Bad actors on social media—such as Russian agents who have been active in advance of the 2020 election, attempting to divide Americans further—already appear to recognize repulsion as a tool, says Mr. Sabin-Miller. These trolls will assume roles on both sides of an ideological divide, and play dumb to make one side of the debate look foolish, while playing down the extremity of views on the other side.
“A reason we have some confidence in our model is the people who are trying to polarize us are already doing what they should be, by our model, to be optimally effective,” he adds.
Another model by Vicky Chuqiao Yang, an applied mathematician at the Santa Fe Institute, explored a phenomenon political scientists have previously described: the way political parties have themselves become more polarized over time. Her model buttresses past work that suggested that political parties play to their more extreme constituents because it’s more strategically advantageous than trying to go for ideological moderates, who often swing to one party or the other.
What models like these—and an assortment of other research by other sociologists, political scientists and technologists—suggest is that while social media might not be a direct driver of political polarization in the U.S., the way it interacts with many other phenomena could mean it has outsize power to drive us apart, says Dr. Yang.
These potential feedback loops are worthy of further study, says Dr. Bail, who cautions that they are still hypothetical. One such feedback loop, the way that social media drives the choice of stories and their framing on cable news, could explain the way that social media indirectly polarizes even those who don’t rely on the internet as a primary source of news, such as Americans age 65 and older.
Cable news began the fragmentation of broadcast media into ideological filter bubbles long before social media arose, says Lisa Napoli, author of the book “Up All Night,” about the birth of CNN. Ms. Napoli also notes that extreme partisanship was a feature of America’s earliest newspapers, which often relied on the patronage of the politicians they praised, while lambasting their opponents.
As long as Americans have the freedom to choose outlets that support their own views while exposing them to alternative viewpoints in ways that primarily lead to repulsion, the result will be the polarization we see today, says Mr. Sabin-Miller—at least according to his model.
Unfortunately, understanding how social and other media divide us doesn’t immediately suggest any solutions for the companies that run social-media platforms, says Dr. Abrams.

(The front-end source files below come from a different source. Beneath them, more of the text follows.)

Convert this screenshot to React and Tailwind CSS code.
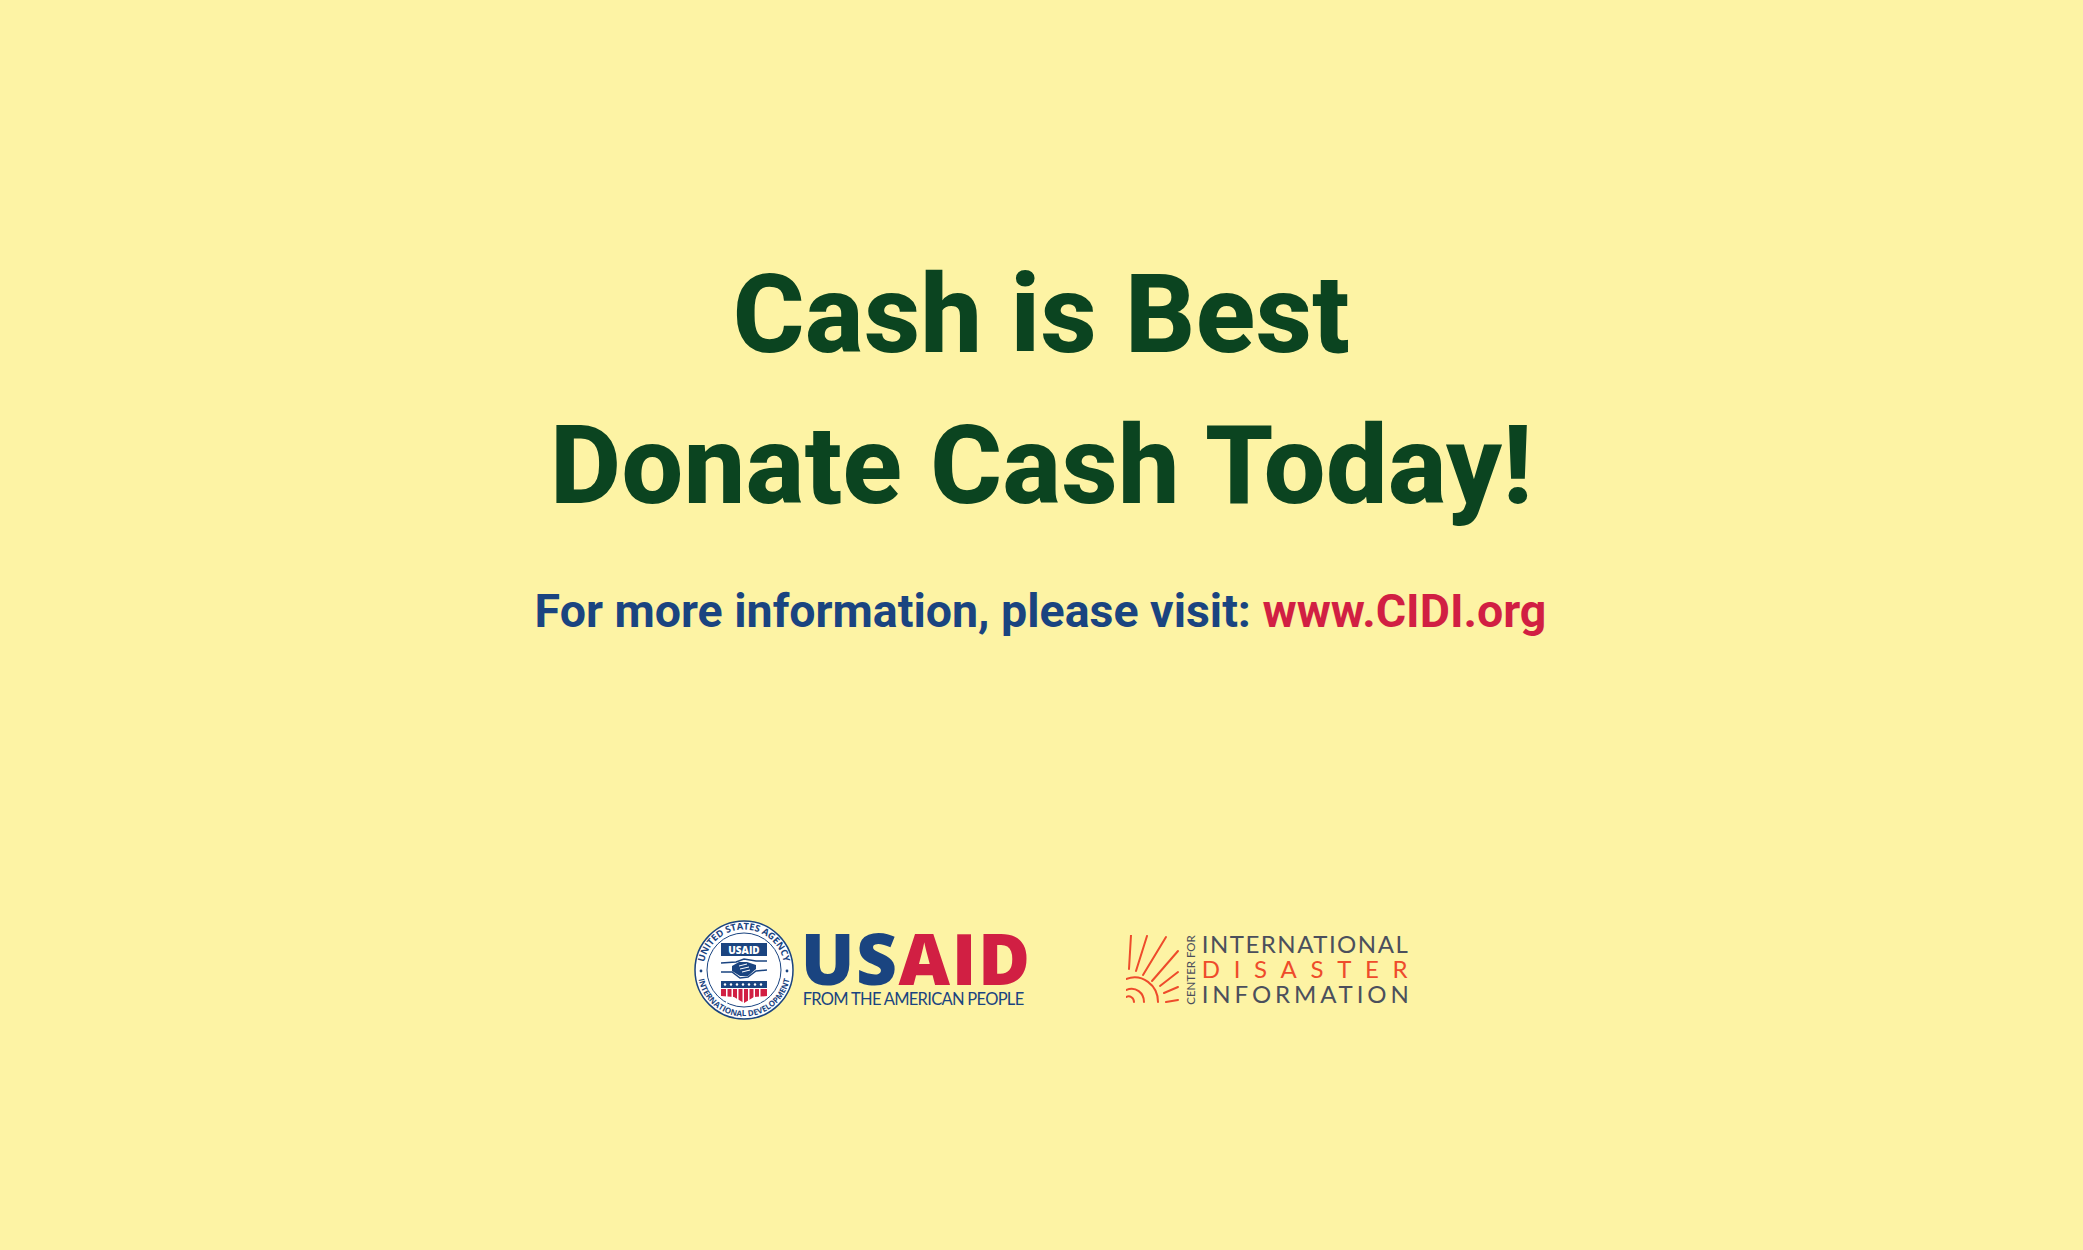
import React from 'react';

function UsaidSeal() {
  return (
    <svg width="100" height="100" viewBox="0 0 100 100" className="shrink-0">
      <defs>
        <path id="sealTop" d="M 9.5 50 A 40.5 40.5 0 0 1 90.5 50" />
        <path id="sealBottom" d="M 3.5 50 A 46.5 46.5 0 0 0 96.5 50" />
      </defs>
      <circle cx="50" cy="50" r="49" fill="#fff" stroke="#1a4480" strokeWidth="1.5" />
      <circle cx="50" cy="50" r="37" fill="#fff" stroke="#1a4480" strokeWidth="1" />
      <text fill="#1a4480" fontFamily="Open Sans, sans-serif" fontWeight="700" fontSize="9.4">
        <textPath href="#sealTop" startOffset="50%" textAnchor="middle">UNITED STATES AGENCY</textPath>
      </text>
      <text fill="#1a4480" fontFamily="Open Sans, sans-serif" fontWeight="700" fontSize="8">
        <textPath href="#sealBottom" startOffset="50%" textAnchor="middle">INTERNATIONAL DEVELOPMENT</textPath>
      </text>
      <circle cx="7" cy="51" r="1.4" fill="#1a4480" />
      <circle cx="93" cy="51" r="1.4" fill="#1a4480" />
      <rect x="27" y="23" width="46" height="13" fill="#1a4480" />
      <text x="50" y="33.5" textAnchor="middle" fill="#fff" fontFamily="Open Sans, sans-serif" fontWeight="800" fontSize="10">USAID</text>
      {/* handshake */}
      <path d="M27 43 L42 42 L50 39 L62 41 L73 41 M27 52 L38 52 L46 58 L54 57 L62 51 L73 50" fill="none" stroke="#1a4480" strokeWidth="1.5" />
      <path d="M38 46 L45 42 L53 42 L62 45 L62 49 L54 56 L46 56 L38 51 Z" fill="#1a4480" />
      <path d="M45 46 L53 44 M46 49 L55 47 M48 52 L56 50" stroke="#fff" strokeWidth="1" />
      <rect x="27" y="61" width="46" height="7" fill="#1a4480" />
      {[31, 37, 43, 49, 55, 61, 67].map((x) => (
        <circle key={x} cx={x} cy="64.5" r="1.2" fill="#fff" />
      ))}
      <path d="M27 69 H73 V76 L60 77 L50 83 L40 77 L27 76 Z" fill="#d11f43" />
      {[32, 37.5, 43, 48.5, 54, 59.5, 65].map((x) => (
        <rect key={x} x={x} y="69" width="1.5" height="14" fill="#fff" />
      ))}
    </svg>
  );
}

function SunMark() {
  return (
    <svg width="54" height="70" viewBox="0 0 54 70" className="shrink-0" fill="none" stroke="#ee4b2b" strokeWidth="2" strokeLinecap="round">
      <path d="M5 0 L3 34" />
      <path d="M21 1 L10 36" />
      <path d="M40 2 L17 40" />
      <path d="M52 16 L26 46" />
      <path d="M52 37 L34 51" />
      <path d="M52 52 L38 58" />
      <path d="M52 65 L40 67" />
      <path d="M0 44 C 16 38 32 50 32 67" />
      <path d="M0 55 C 10 51 18 58 18 67" />
      <path d="M0 62 C 4 60 8 63 8 67" />
    </svg>
  );
}

function UsaidLogo() {
  return (
    <div className="flex items-center gap-[7px]">
      <UsaidSeal />
      <div className="flex flex-col">
        <div className="text-[71px] leading-[50px] font-extrabold tracking-[1.6px] h-[50px] whitespace-nowrap" style={{ fontFamily: '"Open Sans", sans-serif' }}>
          <span className="text-[#1a4480]">US</span>
          <span className="text-[#d11f43]">AID</span>
        </div>
        <div className="mt-[7px] ml-[2px] text-[16.5px] leading-[18px] tracking-[-0.7px] text-[#1a4480] whitespace-nowrap" style={{ fontFamily: 'Lato, sans-serif' }}>
          FROM THE AMERICAN PEOPLE
        </div>
      </div>
    </div>
  );
}

function CidiLogo() {
  return (
    <div className="flex items-center gap-[5px]" style={{ fontFamily: 'Lato, sans-serif' }}>
      <SunMark />
      <div className="w-[12px] h-[70px] flex items-center justify-center">
        <span className="-rotate-90 whitespace-nowrap text-[11.5px] leading-[12px] text-[#4b4f5c]">CENTER FOR</span>
      </div>
      <div className="mb-[4px] flex flex-col text-[24px] leading-[25px] whitespace-nowrap">
        <span className="text-[#4b4f5c] tracking-[1.5px]">INTERNATIONAL</span>
        <span className="text-[#ee4b2b] tracking-[13.7px]">DISASTER</span>
        <span className="text-[#4b4f5c] tracking-[3.9px]">INFORMATION</span>
      </div>
    </div>
  );
}

export default function App() {
  return (
    <div className="min-h-[1250px] bg-[#fdf3a4] flex flex-col items-center pt-[239px]" style={{ fontFamily: 'Roboto, sans-serif' }}>
      <h1 className="text-[109.5px] leading-[151px] font-extrabold text-[#0b4420] text-center tracking-[0.5px]">
        Cash is Best
        <br />
        Donate Cash Today!
      </h1>
      <p className="mt-[40px] mr-[2px] text-[46.5px] leading-[60px] font-bold text-[#1a4480]">
        For more information, please visit: <span className="text-[#d11f43]">www.CIDI.org</span>
      </p>
      <div className="mt-[279px] ml-[32px] flex items-center gap-[94px]">
        <UsaidLogo />
        <CidiLogo />
      </div>
    </div>
  );
}
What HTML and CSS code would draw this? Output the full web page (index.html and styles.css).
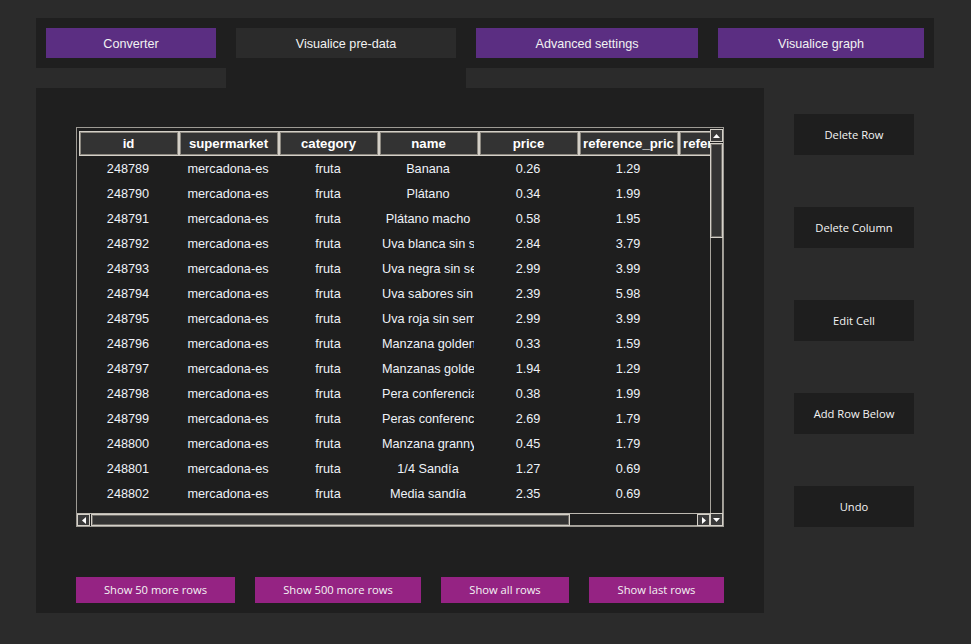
FILE: index.html
```html
<!DOCTYPE html>
<html lang="es">
<head>
<meta charset="utf-8">
<title>Visualice pre-data</title>
<link rel="stylesheet" href="styles.css">
</head>
<body>
<div class="app">
  <div class="topbar">
    <div class="tab tab-purple tab-w1">Converter</div>
    <div class="tab tab-active tab-w2">Visualice pre-data</div>
    <div class="tab tab-purple tab-w3">Advanced settings</div>
    <div class="tab tab-purple tab-w4">Visualice graph</div>
  </div>
  <div class="connector"><div class="connector-dark"></div></div>
  <div class="main">
    <div class="panel">
      <div class="table-frame">
        <div class="viewport">
          <div class="row header">
            <div class="hcell"><span class="hlabel">id</span></div>
            <div class="hcell"><span class="hlabel">supermarket</span></div>
            <div class="hcell"><span class="hlabel">category</span></div>
            <div class="hcell"><span class="hlabel">name</span></div>
            <div class="hcell"><span class="hlabel">price</span></div>
            <div class="hcell"><span class="hlabel">reference_price</span></div>
            <div class="hcell"><span class="hlabel">reference_unit</span></div>
          </div>
          <div class="row"><div class="cell">248789</div><div class="cell">mercadona-es</div><div class="cell">fruta</div><div class="cell">Banana</div><div class="cell">0.26</div><div class="cell">1.29</div><div class="cell"></div></div>
          <div class="row"><div class="cell">248790</div><div class="cell">mercadona-es</div><div class="cell">fruta</div><div class="cell">Plátano</div><div class="cell">0.34</div><div class="cell">1.99</div><div class="cell"></div></div>
          <div class="row"><div class="cell">248791</div><div class="cell">mercadona-es</div><div class="cell">fruta</div><div class="cell">Plátano macho</div><div class="cell">0.58</div><div class="cell">1.95</div><div class="cell"></div></div>
          <div class="row"><div class="cell">248792</div><div class="cell">mercadona-es</div><div class="cell">fruta</div><div class="cell">Uva blanca sin semillas</div><div class="cell">2.84</div><div class="cell">3.79</div><div class="cell"></div></div>
          <div class="row"><div class="cell">248793</div><div class="cell">mercadona-es</div><div class="cell">fruta</div><div class="cell">Uva negra sin semillas</div><div class="cell">2.99</div><div class="cell">3.99</div><div class="cell"></div></div>
          <div class="row"><div class="cell">248794</div><div class="cell">mercadona-es</div><div class="cell">fruta</div><div class="cell">Uva sabores sin semillas</div><div class="cell">2.39</div><div class="cell">5.98</div><div class="cell"></div></div>
          <div class="row"><div class="cell">248795</div><div class="cell">mercadona-es</div><div class="cell">fruta</div><div class="cell">Uva roja sin semillas</div><div class="cell">2.99</div><div class="cell">3.99</div><div class="cell"></div></div>
          <div class="row"><div class="cell">248796</div><div class="cell">mercadona-es</div><div class="cell">fruta</div><div class="cell">Manzana golden</div><div class="cell">0.33</div><div class="cell">1.59</div><div class="cell"></div></div>
          <div class="row"><div class="cell">248797</div><div class="cell">mercadona-es</div><div class="cell">fruta</div><div class="cell">Manzanas golden</div><div class="cell">1.94</div><div class="cell">1.29</div><div class="cell"></div></div>
          <div class="row"><div class="cell">248798</div><div class="cell">mercadona-es</div><div class="cell">fruta</div><div class="cell">Pera conferencia</div><div class="cell">0.38</div><div class="cell">1.99</div><div class="cell"></div></div>
          <div class="row"><div class="cell">248799</div><div class="cell">mercadona-es</div><div class="cell">fruta</div><div class="cell">Peras conferencia</div><div class="cell">2.69</div><div class="cell">1.79</div><div class="cell"></div></div>
          <div class="row"><div class="cell">248800</div><div class="cell">mercadona-es</div><div class="cell">fruta</div><div class="cell">Manzana granny smith</div><div class="cell">0.45</div><div class="cell">1.79</div><div class="cell"></div></div>
          <div class="row"><div class="cell">248801</div><div class="cell">mercadona-es</div><div class="cell">fruta</div><div class="cell">1/4 Sandía</div><div class="cell">1.27</div><div class="cell">0.69</div><div class="cell"></div></div>
          <div class="row"><div class="cell">248802</div><div class="cell">mercadona-es</div><div class="cell">fruta</div><div class="cell">Media sandía</div><div class="cell">2.35</div><div class="cell">0.69</div><div class="cell"></div></div>
        </div>
        <div class="vscroll">
          <div class="sbtn"><svg width="7" height="4" viewBox="0 0 7 4"><path d="M0 4 L3.5 0 L7 4 Z" fill="#fff"/></svg></div>
          <div class="vthumb"></div>
          <div class="vtrack"></div>
          <div class="sbtn"><svg width="7" height="4" viewBox="0 0 7 4"><path d="M0 0 L3.5 4 L7 0 Z" fill="#fff"/></svg></div>
        </div>
        <div class="hscroll">
          <div class="sbtn"><svg width="4" height="7" viewBox="0 0 4 7"><path d="M4 0 L0 3.5 L4 7 Z" fill="#fff"/></svg></div>
          <div class="hthumb"></div>
          <div class="htrack"></div>
          <div class="sbtn"><svg width="4" height="7" viewBox="0 0 4 7"><path d="M0 0 L4 3.5 L0 7 Z" fill="#fff"/></svg></div>
        </div>
      </div>
      <div class="bottom-actions">
        <div class="pbtn pw1">Show 50 more rows</div>
        <div class="pbtn pw2">Show 500 more rows</div>
        <div class="pbtn pw3">Show all rows</div>
        <div class="pbtn pw4">Show last rows</div>
      </div>
    </div>
    <div class="side">
      <div class="sidebtn">Delete Row</div>
      <div class="sidebtn">Delete Column</div>
      <div class="sidebtn">Edit Cell</div>
      <div class="sidebtn">Add Row Below</div>
      <div class="sidebtn">Undo</div>
    </div>
  </div>
</div>
</body>
</html>
```

FILE: styles.css
```css
* { box-sizing: border-box; }
html, body {
  margin: 0;
  padding: 0;
  background: #2b2b2b;
  width: 971px;
  height: 644px;
  overflow: hidden;
}
.app {
  padding: 18px 0 0 36px;
}
.topbar {
  width: 898px;
  height: 50px;
  background: #1f1f1f;
  padding: 10px;
  display: flex;
  gap: 20px;
}
.tab {
  height: 30px;
  padding-top: 2px;
  display: flex;
  align-items: center;
  justify-content: center;
  font-family: "Liberation Sans", Arial, sans-serif;
  font-size: 12.6px;
  color: #f2f2f2;
}
.tab-purple { background: #5b2e82; }
.tab-active { background: #2b2b2b; }
.tab-w1 { width: 170px; }
.tab-w2 { width: 220px; }
.tab-w3 { width: 222px; }
.tab-w4 { width: 206px; }
.connector {
  height: 20px;
}
.connector-dark {
  margin-left: 190px;
  width: 240px;
  height: 20px;
  background: #1f1f1f;
}
.main {
  display: flex;
}
.panel {
  width: 728px;
  height: 525px;
  background: #1f1f1f;
  padding: 39px 0 0 40px;
}
.table-frame {
  width: 648px;
  height: 400px;
  border: 1px solid #9d9a94;
  display: grid;
  grid-template-columns: 633px 13px;
  grid-template-rows: 385px 13px;
  background: #1e1e1e;
}
.viewport {
  grid-column: 1;
  grid-row: 1;
  overflow: hidden;
  padding: 3px 0 0 2px;
}
.row {
  display: flex;
  height: 25px;
  width: max-content;
}
.hcell {
  width: 100px;
  flex: none;
  height: 25px;
  line-height: 23px;
  background: #333333;
  border: 1px solid #d4d0c8;
  box-shadow: inset 0 0 0 1px #8c8880;
  padding: 0 4px 0 3px;
  font-family: "Liberation Sans", Arial, sans-serif;
  font-weight: bold;
  font-size: 13.2px;
  color: #ffffff;
}
.hlabel {
  display: block;
  text-align: center;
  overflow: hidden;
  white-space: nowrap;
}
.cell {
  width: 100px;
  flex: none;
  height: 25px;
  line-height: 25px;
  padding: 1px 0 0 3px;
  border-right: 5px solid transparent;
  text-align: center;
  overflow: hidden;
  white-space: nowrap;
  font-family: "Liberation Sans", Arial, sans-serif;
  font-size: 12.7px;
  color: #eef2f8;
}
.vscroll {
  grid-column: 2;
  grid-row: 1 / 3;
  display: flex;
  flex-direction: column;
  padding-top: 1px;
}
.hscroll {
  grid-column: 1;
  grid-row: 2;
  display: flex;
  border-top: 1px solid #bdb9b1;
}
.sbtn {
  width: 13px;
  height: 13px;
  flex: none;
  background: #3a3a3a;
  border: 1px solid #d4d0c8;
  display: flex;
  align-items: center;
  justify-content: center;
}
.hscroll .sbtn { height: 12px; }
.vthumb {
  height: 95px;
  margin-top: 1px;
  background: #333333;
  border: 1px solid #d4d0c8;
  box-shadow: inset 0 0 0 1px #6e6b66;
  flex: none;
}
.vtrack {
  flex: 1;
  border-left: 1px solid #a8a49c;
  border-right: 1px solid #a8a49c;
  background: #1e1e1e;
}
.hthumb {
  width: 479px;
  margin-left: 1px;
  background: #333333;
  border: 1px solid #d4d0c8;
  box-shadow: inset 0 0 0 1px #6e6b66;
  flex: none;
}
.htrack {
  flex: 1;
  border-bottom: 1px solid #a8a49c;
  background: #1e1e1e;
}
.bottom-actions {
  margin-top: 50px;
  display: flex;
  gap: 20px;
}
.pbtn {
  height: 26px;
  padding-bottom: 1px;
  background: #952383;
  display: flex;
  align-items: center;
  justify-content: center;
  font-family: "Open Sans", "Noto Sans", sans-serif;
  font-size: 11.2px;
  color: #f4f4f4;
}
.pw1 { width: 159px; }
.pw2 { width: 166px; }
.pw3 { width: 128px; }
.pw4 { width: 135px; }
.side {
  margin-left: 30px;
  padding-top: 26px;
  display: flex;
  flex-direction: column;
  gap: 52px;
}
.sidebtn {
  width: 120px;
  height: 41px;
  background: #1e1e1e;
  display: flex;
  align-items: center;
  justify-content: center;
  font-family: "Open Sans", "Noto Sans", sans-serif;
  font-size: 11.2px;
  color: #f4f4f4;
}
```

Facebook continuously updates its rules banning inflammatory content and news it deems factually inaccurate, but a recent Journal test found that much of this content remains up even when in violation. Twitter and other platforms, meanwhile, are taking what are (for social networks, anyway) radical steps to try to change the rate at which content of every kind goes viral, by slowing down retweets. It remains to be seen whether such measures will work.
For each of us as an individual news consumer, the story is slightly more hopeful. “Just this idea that things close to you are attractive and things far away are repulsive can give you a framework,” says Mr. Sabin-Miller. “If I’m only seeing things that are good for my own side and really crazy from the other, maybe I should look for something slightly toward the center,” he adds.
Based on my own reporting, I’d call that a ringing endorsement for avoiding social media as much as possible—especially just before and after an election.